• Dataset records:

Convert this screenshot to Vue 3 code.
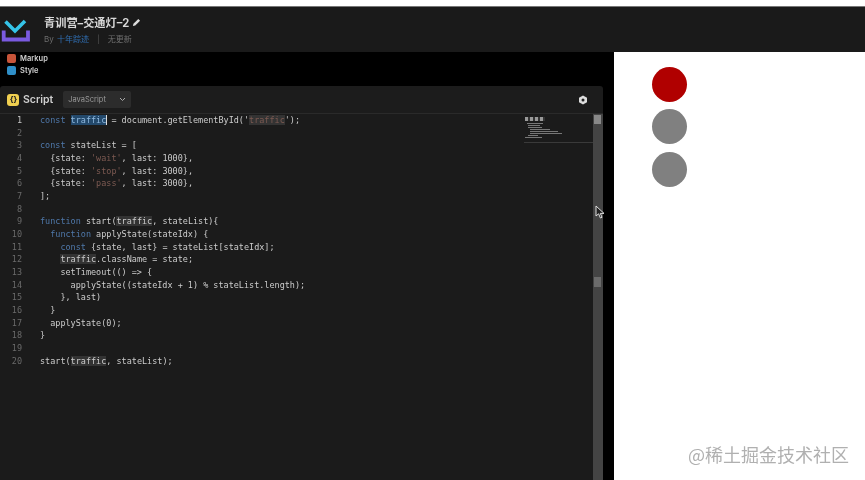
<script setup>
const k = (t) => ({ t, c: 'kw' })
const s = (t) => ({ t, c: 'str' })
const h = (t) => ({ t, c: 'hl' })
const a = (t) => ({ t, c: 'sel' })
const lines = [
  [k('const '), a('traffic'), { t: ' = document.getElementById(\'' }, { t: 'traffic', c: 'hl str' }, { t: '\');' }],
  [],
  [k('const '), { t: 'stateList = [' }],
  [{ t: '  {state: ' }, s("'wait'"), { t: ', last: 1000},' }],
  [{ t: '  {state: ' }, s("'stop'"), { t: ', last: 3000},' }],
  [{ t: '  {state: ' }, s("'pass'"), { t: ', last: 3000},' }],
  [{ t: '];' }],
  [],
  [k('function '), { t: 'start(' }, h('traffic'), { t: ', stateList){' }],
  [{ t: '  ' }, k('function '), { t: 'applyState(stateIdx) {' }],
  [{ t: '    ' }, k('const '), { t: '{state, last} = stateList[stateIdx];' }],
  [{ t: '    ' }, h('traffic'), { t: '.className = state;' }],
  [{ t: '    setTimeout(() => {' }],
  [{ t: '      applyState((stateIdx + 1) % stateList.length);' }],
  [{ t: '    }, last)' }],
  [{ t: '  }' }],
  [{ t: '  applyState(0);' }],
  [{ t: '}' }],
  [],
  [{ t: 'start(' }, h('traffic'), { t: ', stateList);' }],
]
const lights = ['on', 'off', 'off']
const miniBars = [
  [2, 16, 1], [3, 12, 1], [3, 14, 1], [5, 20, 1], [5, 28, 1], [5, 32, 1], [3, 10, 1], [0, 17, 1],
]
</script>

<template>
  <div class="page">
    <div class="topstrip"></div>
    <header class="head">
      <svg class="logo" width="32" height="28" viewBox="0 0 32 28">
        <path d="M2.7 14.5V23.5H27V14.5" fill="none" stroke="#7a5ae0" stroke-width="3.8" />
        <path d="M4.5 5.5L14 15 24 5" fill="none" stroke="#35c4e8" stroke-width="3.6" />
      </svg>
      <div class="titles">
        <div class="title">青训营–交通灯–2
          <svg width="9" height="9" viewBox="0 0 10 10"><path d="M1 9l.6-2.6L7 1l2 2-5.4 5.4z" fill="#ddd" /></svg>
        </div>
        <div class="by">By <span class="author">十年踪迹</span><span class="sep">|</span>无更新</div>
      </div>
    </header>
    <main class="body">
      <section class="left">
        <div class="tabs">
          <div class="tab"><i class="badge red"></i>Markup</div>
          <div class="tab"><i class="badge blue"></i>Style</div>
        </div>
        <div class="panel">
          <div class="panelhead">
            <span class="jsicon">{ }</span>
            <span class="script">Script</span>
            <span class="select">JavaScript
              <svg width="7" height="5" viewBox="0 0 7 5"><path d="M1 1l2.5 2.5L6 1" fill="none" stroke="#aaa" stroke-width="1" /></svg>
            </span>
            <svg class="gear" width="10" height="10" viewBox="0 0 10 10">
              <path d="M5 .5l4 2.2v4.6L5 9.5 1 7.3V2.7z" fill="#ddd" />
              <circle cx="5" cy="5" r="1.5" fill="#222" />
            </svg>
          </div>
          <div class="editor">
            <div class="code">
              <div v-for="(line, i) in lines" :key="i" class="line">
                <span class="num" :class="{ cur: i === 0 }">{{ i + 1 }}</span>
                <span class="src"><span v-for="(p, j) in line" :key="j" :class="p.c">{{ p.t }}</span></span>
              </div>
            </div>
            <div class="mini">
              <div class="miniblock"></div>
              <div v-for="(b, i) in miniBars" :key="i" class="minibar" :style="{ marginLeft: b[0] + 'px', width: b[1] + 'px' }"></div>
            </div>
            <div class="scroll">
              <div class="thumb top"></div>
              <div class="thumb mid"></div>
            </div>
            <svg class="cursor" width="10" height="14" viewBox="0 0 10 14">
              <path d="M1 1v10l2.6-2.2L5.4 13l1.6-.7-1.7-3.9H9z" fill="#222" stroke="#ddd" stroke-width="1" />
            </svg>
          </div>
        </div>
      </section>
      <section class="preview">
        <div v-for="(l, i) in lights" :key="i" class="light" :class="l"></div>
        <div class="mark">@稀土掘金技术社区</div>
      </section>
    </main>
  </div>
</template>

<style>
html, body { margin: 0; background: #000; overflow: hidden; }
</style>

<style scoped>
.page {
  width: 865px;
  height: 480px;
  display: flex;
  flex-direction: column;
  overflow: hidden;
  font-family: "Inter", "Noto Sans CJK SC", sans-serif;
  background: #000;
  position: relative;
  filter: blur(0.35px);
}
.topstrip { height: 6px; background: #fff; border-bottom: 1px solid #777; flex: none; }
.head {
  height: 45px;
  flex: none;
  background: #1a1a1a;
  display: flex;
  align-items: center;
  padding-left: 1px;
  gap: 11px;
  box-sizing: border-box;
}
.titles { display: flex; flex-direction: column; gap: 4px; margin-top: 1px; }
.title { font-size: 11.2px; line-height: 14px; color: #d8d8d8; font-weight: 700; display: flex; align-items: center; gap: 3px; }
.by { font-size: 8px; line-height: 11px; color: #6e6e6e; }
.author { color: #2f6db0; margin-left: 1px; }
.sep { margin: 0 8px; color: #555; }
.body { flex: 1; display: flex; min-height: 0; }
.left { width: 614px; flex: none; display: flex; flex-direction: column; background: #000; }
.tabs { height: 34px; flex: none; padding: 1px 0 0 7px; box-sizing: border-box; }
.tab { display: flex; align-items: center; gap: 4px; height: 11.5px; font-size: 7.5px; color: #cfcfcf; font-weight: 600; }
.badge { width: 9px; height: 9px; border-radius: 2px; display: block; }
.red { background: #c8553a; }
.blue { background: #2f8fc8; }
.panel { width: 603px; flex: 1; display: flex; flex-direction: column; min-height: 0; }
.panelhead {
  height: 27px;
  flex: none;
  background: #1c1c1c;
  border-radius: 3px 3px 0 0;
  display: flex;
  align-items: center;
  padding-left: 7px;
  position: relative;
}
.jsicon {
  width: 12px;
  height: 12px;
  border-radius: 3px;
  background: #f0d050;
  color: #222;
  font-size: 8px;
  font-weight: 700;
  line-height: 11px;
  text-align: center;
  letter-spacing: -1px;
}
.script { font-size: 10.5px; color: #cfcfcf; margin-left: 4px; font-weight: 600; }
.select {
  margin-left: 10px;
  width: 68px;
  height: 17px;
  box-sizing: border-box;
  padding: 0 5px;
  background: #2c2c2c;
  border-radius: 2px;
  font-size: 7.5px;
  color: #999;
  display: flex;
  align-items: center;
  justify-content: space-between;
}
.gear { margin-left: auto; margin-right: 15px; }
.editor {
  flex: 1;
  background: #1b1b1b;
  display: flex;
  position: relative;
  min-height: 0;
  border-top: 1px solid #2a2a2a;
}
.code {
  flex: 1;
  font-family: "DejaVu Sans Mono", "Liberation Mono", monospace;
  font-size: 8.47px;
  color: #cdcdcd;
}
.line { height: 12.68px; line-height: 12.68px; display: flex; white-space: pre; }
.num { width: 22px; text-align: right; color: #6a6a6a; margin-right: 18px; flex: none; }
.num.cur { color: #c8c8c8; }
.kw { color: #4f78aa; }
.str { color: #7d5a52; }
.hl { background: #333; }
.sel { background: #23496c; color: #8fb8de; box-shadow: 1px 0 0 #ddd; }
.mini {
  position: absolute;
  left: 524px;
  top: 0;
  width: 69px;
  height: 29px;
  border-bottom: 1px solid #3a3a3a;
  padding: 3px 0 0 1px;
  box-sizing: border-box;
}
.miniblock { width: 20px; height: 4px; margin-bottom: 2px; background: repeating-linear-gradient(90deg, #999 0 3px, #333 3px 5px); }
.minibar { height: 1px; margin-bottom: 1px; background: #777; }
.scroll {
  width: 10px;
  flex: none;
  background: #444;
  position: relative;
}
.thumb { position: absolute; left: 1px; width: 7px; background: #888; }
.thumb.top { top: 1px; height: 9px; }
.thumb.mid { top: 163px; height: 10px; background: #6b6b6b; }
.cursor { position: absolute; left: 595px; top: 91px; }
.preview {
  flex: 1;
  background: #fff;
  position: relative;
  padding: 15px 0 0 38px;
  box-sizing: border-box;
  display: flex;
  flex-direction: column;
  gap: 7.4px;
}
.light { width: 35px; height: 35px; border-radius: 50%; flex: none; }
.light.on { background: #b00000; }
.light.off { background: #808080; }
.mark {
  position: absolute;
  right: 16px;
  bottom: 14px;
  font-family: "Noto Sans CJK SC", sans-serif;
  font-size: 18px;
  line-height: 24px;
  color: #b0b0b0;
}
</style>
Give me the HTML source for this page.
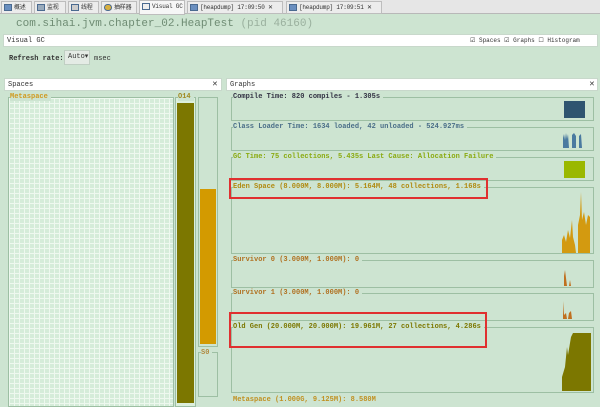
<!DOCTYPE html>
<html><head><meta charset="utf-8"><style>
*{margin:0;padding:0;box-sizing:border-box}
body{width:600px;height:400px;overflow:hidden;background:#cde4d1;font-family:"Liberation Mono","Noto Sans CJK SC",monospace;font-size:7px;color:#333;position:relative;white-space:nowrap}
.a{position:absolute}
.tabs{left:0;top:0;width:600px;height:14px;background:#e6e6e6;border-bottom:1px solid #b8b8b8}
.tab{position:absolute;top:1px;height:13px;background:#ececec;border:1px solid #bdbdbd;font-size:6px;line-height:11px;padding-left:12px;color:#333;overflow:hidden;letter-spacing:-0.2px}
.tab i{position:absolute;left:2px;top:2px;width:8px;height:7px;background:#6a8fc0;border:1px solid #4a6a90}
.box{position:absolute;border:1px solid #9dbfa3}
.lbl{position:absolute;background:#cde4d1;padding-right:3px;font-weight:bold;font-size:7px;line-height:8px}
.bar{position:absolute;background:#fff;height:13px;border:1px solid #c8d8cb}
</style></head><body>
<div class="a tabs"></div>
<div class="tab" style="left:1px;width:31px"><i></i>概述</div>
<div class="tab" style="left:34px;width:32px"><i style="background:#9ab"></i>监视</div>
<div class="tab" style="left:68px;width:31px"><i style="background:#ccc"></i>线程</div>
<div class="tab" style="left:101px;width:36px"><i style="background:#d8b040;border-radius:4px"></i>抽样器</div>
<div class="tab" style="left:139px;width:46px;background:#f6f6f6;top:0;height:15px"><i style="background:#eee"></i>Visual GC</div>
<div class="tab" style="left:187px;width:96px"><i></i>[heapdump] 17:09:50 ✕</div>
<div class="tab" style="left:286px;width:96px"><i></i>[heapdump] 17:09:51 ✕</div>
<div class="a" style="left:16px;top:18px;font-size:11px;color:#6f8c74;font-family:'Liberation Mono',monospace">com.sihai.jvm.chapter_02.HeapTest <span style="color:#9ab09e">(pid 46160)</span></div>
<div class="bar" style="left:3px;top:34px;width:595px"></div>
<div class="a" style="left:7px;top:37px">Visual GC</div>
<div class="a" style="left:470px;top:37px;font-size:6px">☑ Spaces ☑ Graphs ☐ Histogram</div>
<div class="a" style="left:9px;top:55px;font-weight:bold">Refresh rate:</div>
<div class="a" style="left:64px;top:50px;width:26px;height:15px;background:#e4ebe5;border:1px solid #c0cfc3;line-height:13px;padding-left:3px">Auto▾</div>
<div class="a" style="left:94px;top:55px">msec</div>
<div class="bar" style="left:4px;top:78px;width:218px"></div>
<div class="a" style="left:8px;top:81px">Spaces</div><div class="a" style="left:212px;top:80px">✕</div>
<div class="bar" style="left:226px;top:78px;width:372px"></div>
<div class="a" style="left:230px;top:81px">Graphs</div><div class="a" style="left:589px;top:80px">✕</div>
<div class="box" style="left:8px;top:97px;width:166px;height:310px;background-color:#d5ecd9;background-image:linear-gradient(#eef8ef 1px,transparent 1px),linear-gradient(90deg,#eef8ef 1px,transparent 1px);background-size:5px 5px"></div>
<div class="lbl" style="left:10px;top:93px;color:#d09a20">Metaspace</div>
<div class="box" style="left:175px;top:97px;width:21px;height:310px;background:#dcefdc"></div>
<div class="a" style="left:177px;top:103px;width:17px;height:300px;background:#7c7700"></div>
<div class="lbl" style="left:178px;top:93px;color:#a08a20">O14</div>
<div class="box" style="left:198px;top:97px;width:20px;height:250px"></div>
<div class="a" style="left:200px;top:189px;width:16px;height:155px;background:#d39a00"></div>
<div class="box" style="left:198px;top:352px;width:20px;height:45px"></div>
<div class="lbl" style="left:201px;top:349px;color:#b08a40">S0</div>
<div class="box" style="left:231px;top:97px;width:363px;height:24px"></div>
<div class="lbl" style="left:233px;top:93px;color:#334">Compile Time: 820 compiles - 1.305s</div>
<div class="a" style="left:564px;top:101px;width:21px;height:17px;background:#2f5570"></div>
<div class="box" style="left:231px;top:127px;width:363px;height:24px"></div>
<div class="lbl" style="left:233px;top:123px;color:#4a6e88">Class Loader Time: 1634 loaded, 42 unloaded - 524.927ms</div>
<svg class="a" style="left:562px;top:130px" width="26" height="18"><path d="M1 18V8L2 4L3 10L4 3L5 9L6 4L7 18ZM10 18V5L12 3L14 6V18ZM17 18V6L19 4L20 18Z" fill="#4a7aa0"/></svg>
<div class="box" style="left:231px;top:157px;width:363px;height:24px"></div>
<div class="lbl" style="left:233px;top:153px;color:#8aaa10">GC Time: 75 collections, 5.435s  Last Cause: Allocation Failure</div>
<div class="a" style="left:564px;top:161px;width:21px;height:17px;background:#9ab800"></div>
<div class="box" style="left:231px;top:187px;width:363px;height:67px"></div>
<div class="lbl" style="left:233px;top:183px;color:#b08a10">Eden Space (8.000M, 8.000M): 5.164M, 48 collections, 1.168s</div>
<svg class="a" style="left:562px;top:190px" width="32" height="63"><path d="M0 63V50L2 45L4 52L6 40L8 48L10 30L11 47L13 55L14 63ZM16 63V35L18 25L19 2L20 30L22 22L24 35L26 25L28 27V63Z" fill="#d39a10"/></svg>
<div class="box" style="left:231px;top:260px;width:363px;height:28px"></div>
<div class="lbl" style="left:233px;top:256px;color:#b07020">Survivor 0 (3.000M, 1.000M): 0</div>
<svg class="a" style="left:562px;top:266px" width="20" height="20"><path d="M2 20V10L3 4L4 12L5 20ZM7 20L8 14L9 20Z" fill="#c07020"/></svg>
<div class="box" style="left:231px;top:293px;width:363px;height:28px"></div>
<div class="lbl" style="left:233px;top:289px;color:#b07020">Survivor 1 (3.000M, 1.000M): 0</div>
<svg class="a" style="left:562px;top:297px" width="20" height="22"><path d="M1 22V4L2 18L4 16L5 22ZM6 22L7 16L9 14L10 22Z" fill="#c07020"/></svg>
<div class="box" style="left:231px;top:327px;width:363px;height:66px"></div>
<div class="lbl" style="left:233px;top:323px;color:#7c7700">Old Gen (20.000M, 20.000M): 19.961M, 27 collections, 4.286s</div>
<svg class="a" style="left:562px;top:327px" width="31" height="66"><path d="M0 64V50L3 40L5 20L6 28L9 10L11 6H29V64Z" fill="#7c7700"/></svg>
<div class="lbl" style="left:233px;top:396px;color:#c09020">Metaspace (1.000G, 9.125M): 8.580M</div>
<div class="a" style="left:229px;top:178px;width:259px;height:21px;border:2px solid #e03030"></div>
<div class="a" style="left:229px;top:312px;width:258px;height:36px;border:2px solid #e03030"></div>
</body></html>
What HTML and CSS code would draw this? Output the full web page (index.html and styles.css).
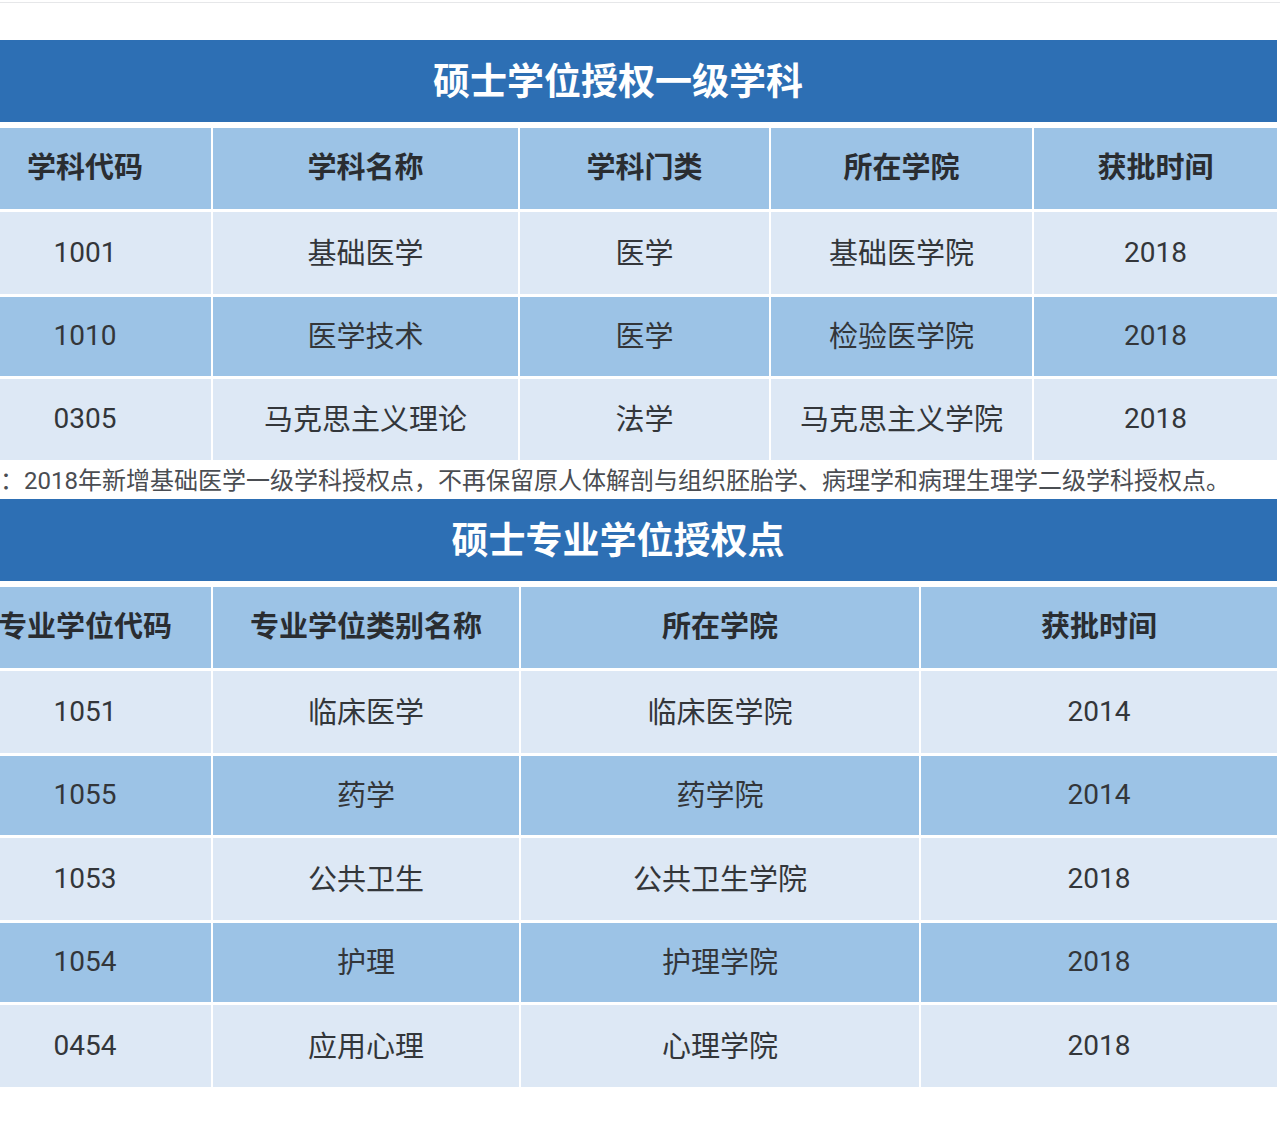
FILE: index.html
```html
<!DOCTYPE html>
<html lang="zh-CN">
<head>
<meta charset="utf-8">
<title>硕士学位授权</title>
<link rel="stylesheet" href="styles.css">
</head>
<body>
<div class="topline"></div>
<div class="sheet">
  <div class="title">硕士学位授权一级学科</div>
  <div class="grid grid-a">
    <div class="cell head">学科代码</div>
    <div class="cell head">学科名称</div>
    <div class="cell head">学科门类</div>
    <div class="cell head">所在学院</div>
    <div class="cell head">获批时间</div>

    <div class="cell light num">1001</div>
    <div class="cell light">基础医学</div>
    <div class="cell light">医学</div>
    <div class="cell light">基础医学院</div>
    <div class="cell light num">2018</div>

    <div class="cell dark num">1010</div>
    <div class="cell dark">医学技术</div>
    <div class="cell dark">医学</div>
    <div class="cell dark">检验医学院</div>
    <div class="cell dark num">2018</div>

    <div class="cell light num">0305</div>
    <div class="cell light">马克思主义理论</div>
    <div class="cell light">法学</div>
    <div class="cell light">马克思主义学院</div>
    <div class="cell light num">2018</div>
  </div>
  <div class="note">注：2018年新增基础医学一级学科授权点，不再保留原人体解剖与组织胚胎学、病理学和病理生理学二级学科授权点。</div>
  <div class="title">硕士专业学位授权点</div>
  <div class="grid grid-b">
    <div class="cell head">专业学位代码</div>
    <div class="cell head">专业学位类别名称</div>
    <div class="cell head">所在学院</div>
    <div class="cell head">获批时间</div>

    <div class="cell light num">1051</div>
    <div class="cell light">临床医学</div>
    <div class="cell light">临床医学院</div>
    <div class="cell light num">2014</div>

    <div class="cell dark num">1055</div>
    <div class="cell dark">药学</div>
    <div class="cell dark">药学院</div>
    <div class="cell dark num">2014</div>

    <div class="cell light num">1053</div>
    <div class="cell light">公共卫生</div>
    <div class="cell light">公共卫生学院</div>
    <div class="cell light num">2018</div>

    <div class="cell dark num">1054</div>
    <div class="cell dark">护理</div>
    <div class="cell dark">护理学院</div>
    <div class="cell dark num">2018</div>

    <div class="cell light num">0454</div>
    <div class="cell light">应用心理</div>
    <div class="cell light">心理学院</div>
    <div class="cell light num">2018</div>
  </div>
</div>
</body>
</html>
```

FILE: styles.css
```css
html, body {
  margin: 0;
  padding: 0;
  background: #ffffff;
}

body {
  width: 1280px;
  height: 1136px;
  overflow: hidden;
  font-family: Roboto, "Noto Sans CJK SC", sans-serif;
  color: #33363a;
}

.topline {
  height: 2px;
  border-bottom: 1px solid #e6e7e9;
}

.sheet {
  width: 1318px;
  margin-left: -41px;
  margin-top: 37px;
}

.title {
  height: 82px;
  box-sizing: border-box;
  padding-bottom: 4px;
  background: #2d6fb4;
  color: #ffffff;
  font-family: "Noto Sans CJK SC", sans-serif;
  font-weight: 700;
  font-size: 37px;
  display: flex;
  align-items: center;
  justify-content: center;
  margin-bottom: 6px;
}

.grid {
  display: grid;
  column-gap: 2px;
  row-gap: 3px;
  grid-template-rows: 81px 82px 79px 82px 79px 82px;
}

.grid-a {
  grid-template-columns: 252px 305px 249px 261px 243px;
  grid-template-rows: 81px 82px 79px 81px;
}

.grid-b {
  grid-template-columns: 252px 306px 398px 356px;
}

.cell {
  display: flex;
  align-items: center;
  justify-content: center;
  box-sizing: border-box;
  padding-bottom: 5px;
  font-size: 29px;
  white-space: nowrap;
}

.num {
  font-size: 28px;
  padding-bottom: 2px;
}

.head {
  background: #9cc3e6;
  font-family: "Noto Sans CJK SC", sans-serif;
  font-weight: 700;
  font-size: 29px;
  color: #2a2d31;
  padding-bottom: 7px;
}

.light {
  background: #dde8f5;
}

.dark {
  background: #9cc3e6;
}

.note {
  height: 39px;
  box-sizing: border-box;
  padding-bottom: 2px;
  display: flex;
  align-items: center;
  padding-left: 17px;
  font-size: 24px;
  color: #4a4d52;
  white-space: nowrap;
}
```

• Task goal:
Your task is to collect every line above that contains the word "this".

• The answer:
Convert this screenshot to Vue 3 code.
Give me the HTML source for this page.
What HTML and CSS code would draw this? Output the full web page (index.html and styles.css).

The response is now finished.